-- Work instructions --
Transcribe all of the material exactly. Any picture in it should be left out.

-- Data excerpt --
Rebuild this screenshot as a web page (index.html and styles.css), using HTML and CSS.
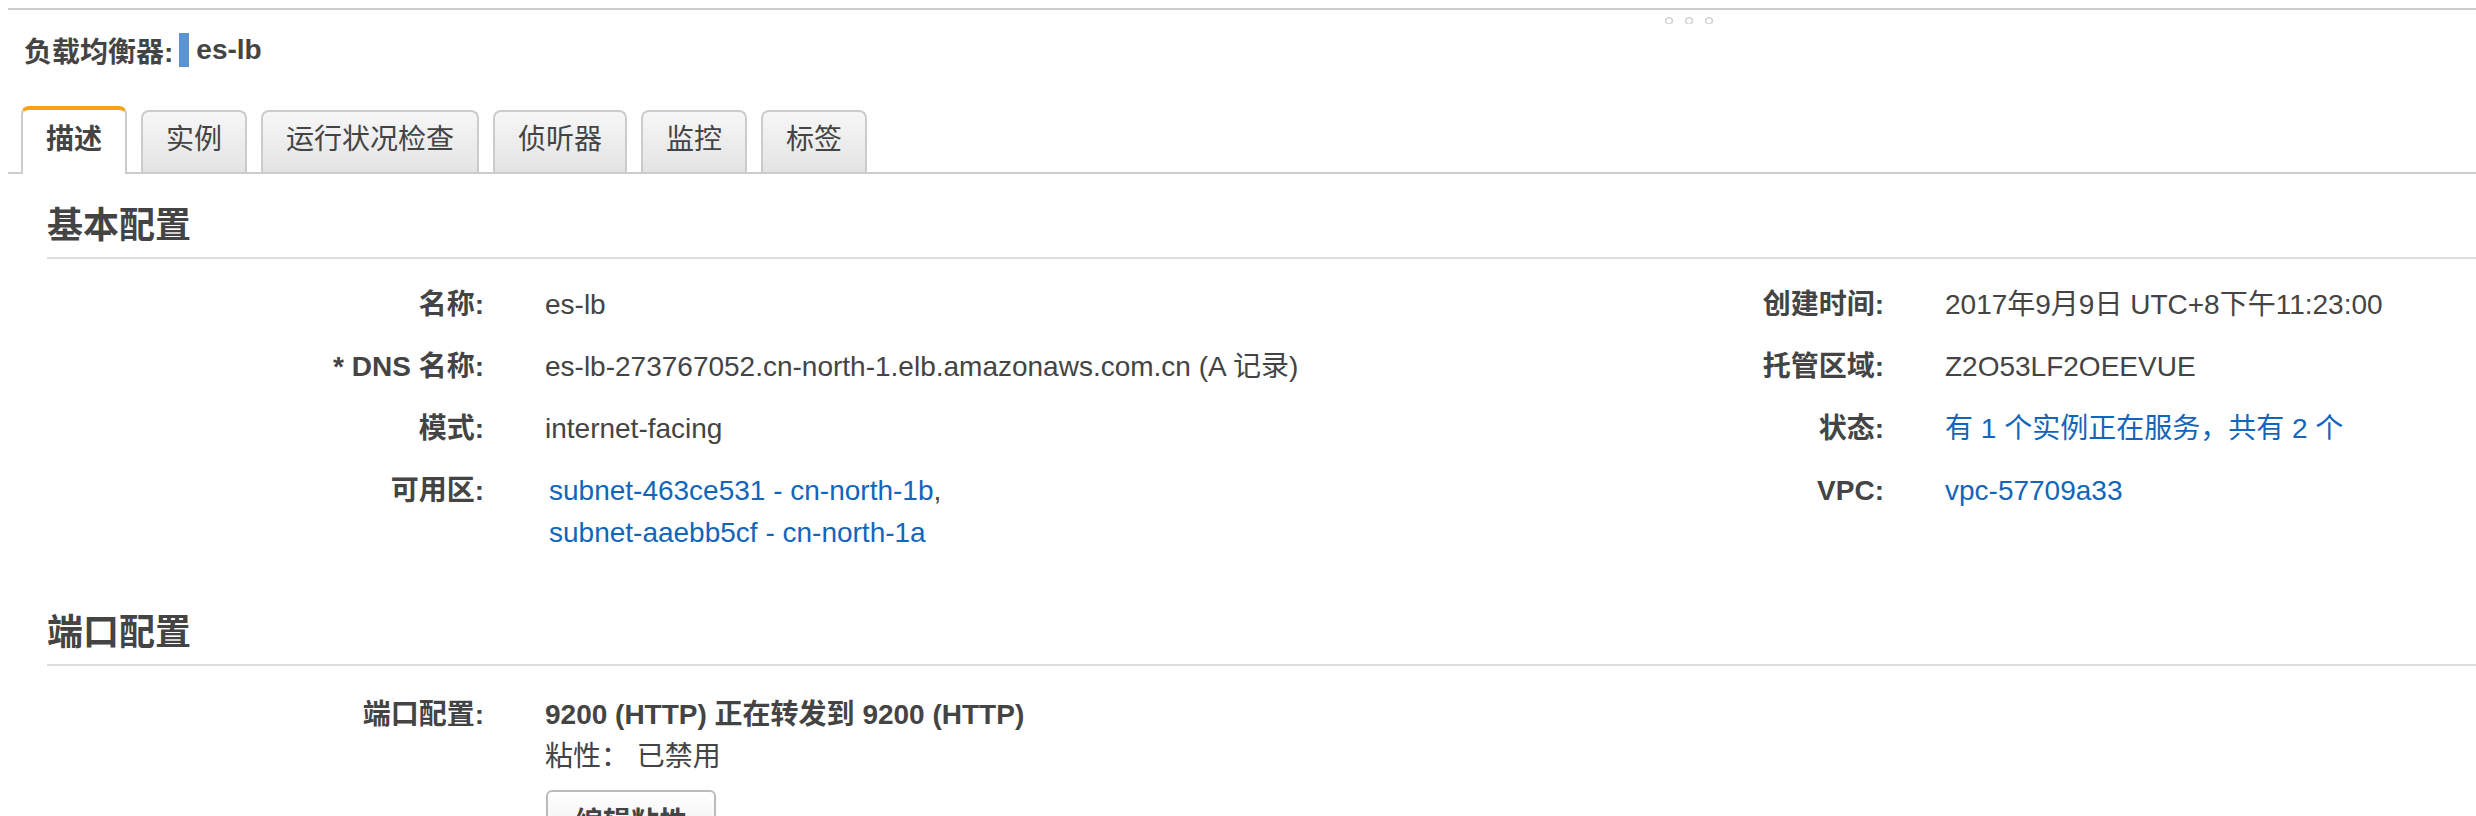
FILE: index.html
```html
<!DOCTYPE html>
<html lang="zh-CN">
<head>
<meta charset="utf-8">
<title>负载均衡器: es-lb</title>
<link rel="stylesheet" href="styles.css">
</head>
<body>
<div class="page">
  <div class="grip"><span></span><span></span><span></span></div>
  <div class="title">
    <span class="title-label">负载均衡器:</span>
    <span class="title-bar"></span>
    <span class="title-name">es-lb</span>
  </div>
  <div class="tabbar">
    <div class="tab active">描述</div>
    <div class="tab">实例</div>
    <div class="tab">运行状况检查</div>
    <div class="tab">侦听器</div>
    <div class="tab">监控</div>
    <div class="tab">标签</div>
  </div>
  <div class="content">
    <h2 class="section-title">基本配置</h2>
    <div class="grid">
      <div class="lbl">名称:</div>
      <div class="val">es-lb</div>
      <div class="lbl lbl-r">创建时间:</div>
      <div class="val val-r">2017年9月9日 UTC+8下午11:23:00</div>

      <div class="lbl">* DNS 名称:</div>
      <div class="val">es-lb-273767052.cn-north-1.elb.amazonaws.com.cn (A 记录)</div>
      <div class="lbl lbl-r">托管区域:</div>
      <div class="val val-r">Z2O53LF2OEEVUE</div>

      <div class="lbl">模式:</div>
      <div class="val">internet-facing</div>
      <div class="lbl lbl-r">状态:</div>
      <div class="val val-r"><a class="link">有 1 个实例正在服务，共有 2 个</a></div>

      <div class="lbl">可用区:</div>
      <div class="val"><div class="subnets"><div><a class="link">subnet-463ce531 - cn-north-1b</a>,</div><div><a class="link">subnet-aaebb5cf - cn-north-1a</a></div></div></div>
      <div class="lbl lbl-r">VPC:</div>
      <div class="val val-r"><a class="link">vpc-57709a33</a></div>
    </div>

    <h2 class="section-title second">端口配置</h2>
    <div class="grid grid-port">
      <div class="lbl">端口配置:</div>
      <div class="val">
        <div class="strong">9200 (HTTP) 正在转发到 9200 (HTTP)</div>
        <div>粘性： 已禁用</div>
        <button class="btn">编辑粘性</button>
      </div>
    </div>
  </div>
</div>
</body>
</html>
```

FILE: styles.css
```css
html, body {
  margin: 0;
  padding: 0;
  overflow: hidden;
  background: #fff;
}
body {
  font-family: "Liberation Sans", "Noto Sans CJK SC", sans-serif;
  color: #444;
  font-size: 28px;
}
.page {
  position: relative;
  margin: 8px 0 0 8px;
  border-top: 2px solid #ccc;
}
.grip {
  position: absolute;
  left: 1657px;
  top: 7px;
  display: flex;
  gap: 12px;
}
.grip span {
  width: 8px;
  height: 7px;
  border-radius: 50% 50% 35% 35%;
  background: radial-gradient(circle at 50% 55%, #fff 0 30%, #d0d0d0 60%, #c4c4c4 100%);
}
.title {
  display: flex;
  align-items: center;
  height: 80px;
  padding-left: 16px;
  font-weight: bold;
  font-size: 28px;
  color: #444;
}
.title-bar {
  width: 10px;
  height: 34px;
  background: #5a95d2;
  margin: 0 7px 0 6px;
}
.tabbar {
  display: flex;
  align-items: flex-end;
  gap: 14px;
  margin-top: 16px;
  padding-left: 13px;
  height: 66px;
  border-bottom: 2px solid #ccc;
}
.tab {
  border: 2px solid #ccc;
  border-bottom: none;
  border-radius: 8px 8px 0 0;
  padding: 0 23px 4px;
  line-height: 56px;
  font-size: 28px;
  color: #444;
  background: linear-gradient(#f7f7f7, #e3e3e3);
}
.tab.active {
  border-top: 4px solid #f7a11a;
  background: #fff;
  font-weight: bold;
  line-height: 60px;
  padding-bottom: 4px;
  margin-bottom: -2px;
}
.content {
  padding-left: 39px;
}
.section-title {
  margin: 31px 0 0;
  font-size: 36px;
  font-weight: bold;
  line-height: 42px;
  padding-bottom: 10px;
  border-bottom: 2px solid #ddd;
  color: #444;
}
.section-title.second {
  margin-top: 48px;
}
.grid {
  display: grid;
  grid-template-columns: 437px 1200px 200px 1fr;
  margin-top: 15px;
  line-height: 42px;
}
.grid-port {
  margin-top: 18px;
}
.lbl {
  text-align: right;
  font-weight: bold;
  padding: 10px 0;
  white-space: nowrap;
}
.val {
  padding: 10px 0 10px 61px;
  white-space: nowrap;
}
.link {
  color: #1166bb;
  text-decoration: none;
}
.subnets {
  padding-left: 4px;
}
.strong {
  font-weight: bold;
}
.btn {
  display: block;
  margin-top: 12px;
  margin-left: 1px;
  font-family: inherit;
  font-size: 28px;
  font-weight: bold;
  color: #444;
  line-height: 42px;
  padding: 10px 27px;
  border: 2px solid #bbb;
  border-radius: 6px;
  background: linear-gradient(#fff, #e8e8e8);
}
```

-- Written solution --
Rebuild this screenshot as a web page (index.html and styles.css), using HTML and CSS.
FILE: index.html
```html
<!DOCTYPE html>
<html lang="zh-CN">
<head>
<meta charset="utf-8">
<title>负载均衡器: es-lb</title>
<link rel="stylesheet" href="styles.css">
</head>
<body>
<div class="page">
  <div class="grip"><span></span><span></span><span></span></div>
  <div class="title">
    <span class="title-label">负载均衡器:</span>
    <span class="title-bar"></span>
    <span class="title-name">es-lb</span>
  </div>
  <div class="tabbar">
    <div class="tab active">描述</div>
    <div class="tab">实例</div>
    <div class="tab">运行状况检查</div>
    <div class="tab">侦听器</div>
    <div class="tab">监控</div>
    <div class="tab">标签</div>
  </div>
  <div class="content">
    <h2 class="section-title">基本配置</h2>
    <div class="grid">
      <div class="lbl">名称:</div>
      <div class="val">es-lb</div>
      <div class="lbl lbl-r">创建时间:</div>
      <div class="val val-r">2017年9月9日 UTC+8下午11:23:00</div>

      <div class="lbl">* DNS 名称:</div>
      <div class="val">es-lb-273767052.cn-north-1.elb.amazonaws.com.cn (A 记录)</div>
      <div class="lbl lbl-r">托管区域:</div>
      <div class="val val-r">Z2O53LF2OEEVUE</div>

      <div class="lbl">模式:</div>
      <div class="val">internet-facing</div>
      <div class="lbl lbl-r">状态:</div>
      <div class="val val-r"><a class="link">有 1 个实例正在服务，共有 2 个</a></div>

      <div class="lbl">可用区:</div>
      <div class="val"><div class="subnets"><div><a class="link">subnet-463ce531 - cn-north-1b</a>,</div><div><a class="link">subnet-aaebb5cf - cn-north-1a</a></div></div></div>
      <div class="lbl lbl-r">VPC:</div>
      <div class="val val-r"><a class="link">vpc-57709a33</a></div>
    </div>

    <h2 class="section-title second">端口配置</h2>
    <div class="grid grid-port">
      <div class="lbl">端口配置:</div>
      <div class="val">
        <div class="strong">9200 (HTTP) 正在转发到 9200 (HTTP)</div>
        <div>粘性： 已禁用</div>
        <button class="btn">编辑粘性</button>
      </div>
    </div>
  </div>
</div>
</body>
</html>
```

FILE: styles.css
```css
html, body {
  margin: 0;
  padding: 0;
  overflow: hidden;
  background: #fff;
}
body {
  font-family: "Liberation Sans", "Noto Sans CJK SC", sans-serif;
  color: #444;
  font-size: 28px;
}
.page {
  position: relative;
  margin: 8px 0 0 8px;
  border-top: 2px solid #ccc;
}
.grip {
  position: absolute;
  left: 1657px;
  top: 7px;
  display: flex;
  gap: 12px;
}
.grip span {
  width: 8px;
  height: 7px;
  border-radius: 50% 50% 35% 35%;
  background: radial-gradient(circle at 50% 55%, #fff 0 30%, #d0d0d0 60%, #c4c4c4 100%);
}
.title {
  display: flex;
  align-items: center;
  height: 80px;
  padding-left: 16px;
  font-weight: bold;
  font-size: 28px;
  color: #444;
}
.title-bar {
  width: 10px;
  height: 34px;
  background: #5a95d2;
  margin: 0 7px 0 6px;
}
.tabbar {
  display: flex;
  align-items: flex-end;
  gap: 14px;
  margin-top: 16px;
  padding-left: 13px;
  height: 66px;
  border-bottom: 2px solid #ccc;
}
.tab {
  border: 2px solid #ccc;
  border-bottom: none;
  border-radius: 8px 8px 0 0;
  padding: 0 23px 4px;
  line-height: 56px;
  font-size: 28px;
  color: #444;
  background: linear-gradient(#f7f7f7, #e3e3e3);
}
.tab.active {
  border-top: 4px solid #f7a11a;
  background: #fff;
  font-weight: bold;
  line-height: 60px;
  padding-bottom: 4px;
  margin-bottom: -2px;
}
.content {
  padding-left: 39px;
}
.section-title {
  margin: 31px 0 0;
  font-size: 36px;
  font-weight: bold;
  line-height: 42px;
  padding-bottom: 10px;
  border-bottom: 2px solid #ddd;
  color: #444;
}
.section-title.second {
  margin-top: 48px;
}
.grid {
  display: grid;
  grid-template-columns: 437px 1200px 200px 1fr;
  margin-top: 15px;
  line-height: 42px;
}
.grid-port {
  margin-top: 18px;
}
.lbl {
  text-align: right;
  font-weight: bold;
  padding: 10px 0;
  white-space: nowrap;
}
.val {
  padding: 10px 0 10px 61px;
  white-space: nowrap;
}
.link {
  color: #1166bb;
  text-decoration: none;
}
.subnets {
  padding-left: 4px;
}
.strong {
  font-weight: bold;
}
.btn {
  display: block;
  margin-top: 12px;
  margin-left: 1px;
  font-family: inherit;
  font-size: 28px;
  font-weight: bold;
  color: #444;
  line-height: 42px;
  padding: 10px 27px;
  border: 2px solid #bbb;
  border-radius: 6px;
  background: linear-gradient(#fff, #e8e8e8);
}
```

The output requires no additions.